Rémunérer les services environnementaux
« Nous croyons au développement des services environnementaux et de leur rémunération par des dispositifs de droit privé, afin de reconnaître que les agriculteurs, entre autres, participent à l’intérêt général environnemental », écrit Carole Hernandez Zakine. Seraient rémunérés le stockage de carbone, la lutte contre les inondations, la fourniture d’eau salubre ou encore la conservation de la biodiversité.

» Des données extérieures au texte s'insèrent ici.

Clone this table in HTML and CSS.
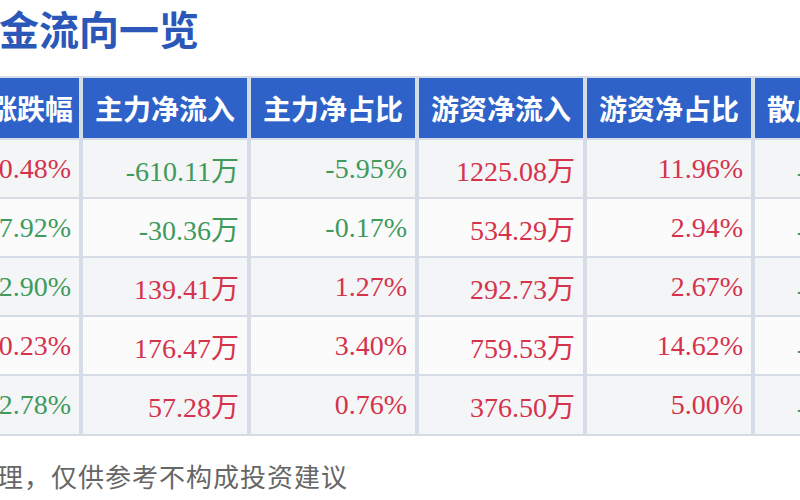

L’auteure défend ainsi «l’intégration de la rémunération du service environnemental » dans les prix d’achat des matières agricoles ou des produits alimentaires par voie de contractualisation et adoption de cahiers des charges excluant toute politique d’aides publiques.
Au contraire, selon Michel Potier, député socialiste français et paysan, les services environnementaux rendus par les agriculteurs doivent être rémunérés par des aides publiques proportionnelles. Il propose pour les évaluer de s’appuyer sur le dispositif HVE (haute valeur environnementale) (2), mis au point en France en 2008. Ce dispositif repose sur une obligation de résultats (taux de pollution des eaux, qualité de l’air à atteindre par exemple) et non pas sur le respect des contraintes assorti de sanctions.
Ce dispositif HVE pourrait évoluer dans le temps avec l’instauration de nouvelles réglementations restrictives. Les propriétaires agricoles et les fermiers seraient alors encore plus dépossédés de leur droit d’usage du sol, ne pouvant plus librement choisir leur types d’agriculture.